[What the task asks]: Please write out the complete listing that follows, exactly as it reads.

[Rows from a dataset]

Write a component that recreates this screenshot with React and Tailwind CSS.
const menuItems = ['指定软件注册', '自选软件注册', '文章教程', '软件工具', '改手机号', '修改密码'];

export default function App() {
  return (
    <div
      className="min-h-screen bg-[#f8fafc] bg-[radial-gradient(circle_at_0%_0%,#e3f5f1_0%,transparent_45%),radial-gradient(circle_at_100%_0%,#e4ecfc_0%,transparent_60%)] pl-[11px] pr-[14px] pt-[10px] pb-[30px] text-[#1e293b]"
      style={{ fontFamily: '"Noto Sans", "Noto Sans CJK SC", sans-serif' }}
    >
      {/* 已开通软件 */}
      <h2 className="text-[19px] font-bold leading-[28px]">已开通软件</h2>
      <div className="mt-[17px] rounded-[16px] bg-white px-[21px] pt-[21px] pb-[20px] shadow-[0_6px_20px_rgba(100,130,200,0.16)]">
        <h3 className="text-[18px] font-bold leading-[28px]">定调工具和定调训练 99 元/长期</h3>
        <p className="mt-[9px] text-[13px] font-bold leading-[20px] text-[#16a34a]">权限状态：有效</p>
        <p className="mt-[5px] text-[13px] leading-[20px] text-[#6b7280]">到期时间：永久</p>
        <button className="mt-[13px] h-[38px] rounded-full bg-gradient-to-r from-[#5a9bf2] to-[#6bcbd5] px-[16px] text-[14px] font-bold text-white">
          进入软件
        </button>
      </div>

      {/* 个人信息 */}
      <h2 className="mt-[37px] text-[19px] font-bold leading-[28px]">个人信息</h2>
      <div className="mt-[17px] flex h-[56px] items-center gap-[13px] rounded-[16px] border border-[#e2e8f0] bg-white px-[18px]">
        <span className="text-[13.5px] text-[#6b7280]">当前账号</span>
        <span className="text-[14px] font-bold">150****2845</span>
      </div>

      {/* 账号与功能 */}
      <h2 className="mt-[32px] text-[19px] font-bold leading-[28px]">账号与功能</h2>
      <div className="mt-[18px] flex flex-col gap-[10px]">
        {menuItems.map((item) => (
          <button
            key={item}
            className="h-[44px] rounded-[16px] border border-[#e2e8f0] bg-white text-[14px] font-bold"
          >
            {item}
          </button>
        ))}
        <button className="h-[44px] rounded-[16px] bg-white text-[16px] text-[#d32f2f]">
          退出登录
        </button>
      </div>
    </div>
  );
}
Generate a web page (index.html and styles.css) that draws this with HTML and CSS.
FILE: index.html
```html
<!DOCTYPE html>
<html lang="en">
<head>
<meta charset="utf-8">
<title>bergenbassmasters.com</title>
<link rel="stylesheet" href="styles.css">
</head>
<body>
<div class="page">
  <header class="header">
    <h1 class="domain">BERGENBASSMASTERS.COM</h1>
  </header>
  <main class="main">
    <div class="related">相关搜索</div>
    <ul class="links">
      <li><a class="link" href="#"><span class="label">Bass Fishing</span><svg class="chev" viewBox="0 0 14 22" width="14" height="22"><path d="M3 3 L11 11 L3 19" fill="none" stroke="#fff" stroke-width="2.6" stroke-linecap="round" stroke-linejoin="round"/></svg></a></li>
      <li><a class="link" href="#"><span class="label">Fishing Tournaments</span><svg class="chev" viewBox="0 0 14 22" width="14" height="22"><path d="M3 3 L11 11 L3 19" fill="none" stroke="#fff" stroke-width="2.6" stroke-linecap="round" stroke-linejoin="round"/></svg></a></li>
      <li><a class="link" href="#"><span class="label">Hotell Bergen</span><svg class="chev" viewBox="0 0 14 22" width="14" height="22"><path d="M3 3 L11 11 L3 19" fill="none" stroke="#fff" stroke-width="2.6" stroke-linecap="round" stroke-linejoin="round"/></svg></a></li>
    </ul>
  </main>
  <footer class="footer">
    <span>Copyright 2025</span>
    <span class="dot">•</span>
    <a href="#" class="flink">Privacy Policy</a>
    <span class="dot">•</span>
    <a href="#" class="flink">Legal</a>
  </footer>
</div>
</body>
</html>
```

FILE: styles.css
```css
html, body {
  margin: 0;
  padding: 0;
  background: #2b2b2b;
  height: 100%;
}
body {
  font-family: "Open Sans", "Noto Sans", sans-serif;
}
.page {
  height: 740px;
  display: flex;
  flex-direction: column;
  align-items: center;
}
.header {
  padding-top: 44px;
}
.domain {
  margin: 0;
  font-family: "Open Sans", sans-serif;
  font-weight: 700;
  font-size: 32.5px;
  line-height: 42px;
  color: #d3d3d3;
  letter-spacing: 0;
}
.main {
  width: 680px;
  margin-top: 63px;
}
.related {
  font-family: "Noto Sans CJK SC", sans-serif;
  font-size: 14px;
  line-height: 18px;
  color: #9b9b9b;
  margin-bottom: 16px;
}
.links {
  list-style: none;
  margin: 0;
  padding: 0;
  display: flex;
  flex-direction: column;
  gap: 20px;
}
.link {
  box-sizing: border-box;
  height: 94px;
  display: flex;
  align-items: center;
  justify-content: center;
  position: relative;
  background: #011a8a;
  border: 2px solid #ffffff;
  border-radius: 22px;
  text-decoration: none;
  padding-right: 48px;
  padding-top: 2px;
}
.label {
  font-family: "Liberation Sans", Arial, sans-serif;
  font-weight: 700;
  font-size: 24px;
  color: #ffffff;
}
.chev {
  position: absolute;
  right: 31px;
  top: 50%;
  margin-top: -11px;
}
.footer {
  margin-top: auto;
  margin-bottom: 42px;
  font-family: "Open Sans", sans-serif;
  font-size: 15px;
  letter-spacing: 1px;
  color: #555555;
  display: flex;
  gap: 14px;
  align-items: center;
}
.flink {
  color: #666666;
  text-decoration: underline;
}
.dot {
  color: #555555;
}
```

[Response for this exercise]:
Write a component that recreates this screenshot with React and Tailwind CSS.
const menuItems = ['指定软件注册', '自选软件注册', '文章教程', '软件工具', '改手机号', '修改密码'];

export default function App() {
  return (
    <div
      className="min-h-screen bg-[#f8fafc] bg-[radial-gradient(circle_at_0%_0%,#e3f5f1_0%,transparent_45%),radial-gradient(circle_at_100%_0%,#e4ecfc_0%,transparent_60%)] pl-[11px] pr-[14px] pt-[10px] pb-[30px] text-[#1e293b]"
      style={{ fontFamily: '"Noto Sans", "Noto Sans CJK SC", sans-serif' }}
    >
      {/* 已开通软件 */}
      <h2 className="text-[19px] font-bold leading-[28px]">已开通软件</h2>
      <div className="mt-[17px] rounded-[16px] bg-white px-[21px] pt-[21px] pb-[20px] shadow-[0_6px_20px_rgba(100,130,200,0.16)]">
        <h3 className="text-[18px] font-bold leading-[28px]">定调工具和定调训练 99 元/长期</h3>
        <p className="mt-[9px] text-[13px] font-bold leading-[20px] text-[#16a34a]">权限状态：有效</p>
        <p className="mt-[5px] text-[13px] leading-[20px] text-[#6b7280]">到期时间：永久</p>
        <button className="mt-[13px] h-[38px] rounded-full bg-gradient-to-r from-[#5a9bf2] to-[#6bcbd5] px-[16px] text-[14px] font-bold text-white">
          进入软件
        </button>
      </div>

      {/* 个人信息 */}
      <h2 className="mt-[37px] text-[19px] font-bold leading-[28px]">个人信息</h2>
      <div className="mt-[17px] flex h-[56px] items-center gap-[13px] rounded-[16px] border border-[#e2e8f0] bg-white px-[18px]">
        <span className="text-[13.5px] text-[#6b7280]">当前账号</span>
        <span className="text-[14px] font-bold">150****2845</span>
      </div>

      {/* 账号与功能 */}
      <h2 className="mt-[32px] text-[19px] font-bold leading-[28px]">账号与功能</h2>
      <div className="mt-[18px] flex flex-col gap-[10px]">
        {menuItems.map((item) => (
          <button
            key={item}
            className="h-[44px] rounded-[16px] border border-[#e2e8f0] bg-white text-[14px] font-bold"
          >
            {item}
          </button>
        ))}
        <button className="h-[44px] rounded-[16px] bg-white text-[16px] text-[#d32f2f]">
          退出登录
        </button>
      </div>
    </div>
  );
}
Generate a web page (index.html and styles.css) that draws this with HTML and CSS.
FILE: index.html
```html
<!DOCTYPE html>
<html lang="en">
<head>
<meta charset="utf-8">
<title>bergenbassmasters.com</title>
<link rel="stylesheet" href="styles.css">
</head>
<body>
<div class="page">
  <header class="header">
    <h1 class="domain">BERGENBASSMASTERS.COM</h1>
  </header>
  <main class="main">
    <div class="related">相关搜索</div>
    <ul class="links">
      <li><a class="link" href="#"><span class="label">Bass Fishing</span><svg class="chev" viewBox="0 0 14 22" width="14" height="22"><path d="M3 3 L11 11 L3 19" fill="none" stroke="#fff" stroke-width="2.6" stroke-linecap="round" stroke-linejoin="round"/></svg></a></li>
      <li><a class="link" href="#"><span class="label">Fishing Tournaments</span><svg class="chev" viewBox="0 0 14 22" width="14" height="22"><path d="M3 3 L11 11 L3 19" fill="none" stroke="#fff" stroke-width="2.6" stroke-linecap="round" stroke-linejoin="round"/></svg></a></li>
      <li><a class="link" href="#"><span class="label">Hotell Bergen</span><svg class="chev" viewBox="0 0 14 22" width="14" height="22"><path d="M3 3 L11 11 L3 19" fill="none" stroke="#fff" stroke-width="2.6" stroke-linecap="round" stroke-linejoin="round"/></svg></a></li>
    </ul>
  </main>
  <footer class="footer">
    <span>Copyright 2025</span>
    <span class="dot">•</span>
    <a href="#" class="flink">Privacy Policy</a>
    <span class="dot">•</span>
    <a href="#" class="flink">Legal</a>
  </footer>
</div>
</body>
</html>
```

FILE: styles.css
```css
html, body {
  margin: 0;
  padding: 0;
  background: #2b2b2b;
  height: 100%;
}
body {
  font-family: "Open Sans", "Noto Sans", sans-serif;
}
.page {
  height: 740px;
  display: flex;
  flex-direction: column;
  align-items: center;
}
.header {
  padding-top: 44px;
}
.domain {
  margin: 0;
  font-family: "Open Sans", sans-serif;
  font-weight: 700;
  font-size: 32.5px;
  line-height: 42px;
  color: #d3d3d3;
  letter-spacing: 0;
}
.main {
  width: 680px;
  margin-top: 63px;
}
.related {
  font-family: "Noto Sans CJK SC", sans-serif;
  font-size: 14px;
  line-height: 18px;
  color: #9b9b9b;
  margin-bottom: 16px;
}
.links {
  list-style: none;
  margin: 0;
  padding: 0;
  display: flex;
  flex-direction: column;
  gap: 20px;
}
.link {
  box-sizing: border-box;
  height: 94px;
  display: flex;
  align-items: center;
  justify-content: center;
  position: relative;
  background: #011a8a;
  border: 2px solid #ffffff;
  border-radius: 22px;
  text-decoration: none;
  padding-right: 48px;
  padding-top: 2px;
}
.label {
  font-family: "Liberation Sans", Arial, sans-serif;
  font-weight: 700;
  font-size: 24px;
  color: #ffffff;
}
.chev {
  position: absolute;
  right: 31px;
  top: 50%;
  margin-top: -11px;
}
.footer {
  margin-top: auto;
  margin-bottom: 42px;
  font-family: "Open Sans", sans-serif;
  font-size: 15px;
  letter-spacing: 1px;
  color: #555555;
  display: flex;
  gap: 14px;
  align-items: center;
}
.flink {
  color: #666666;
  text-decoration: underline;
}
.dot {
  color: #555555;
}
```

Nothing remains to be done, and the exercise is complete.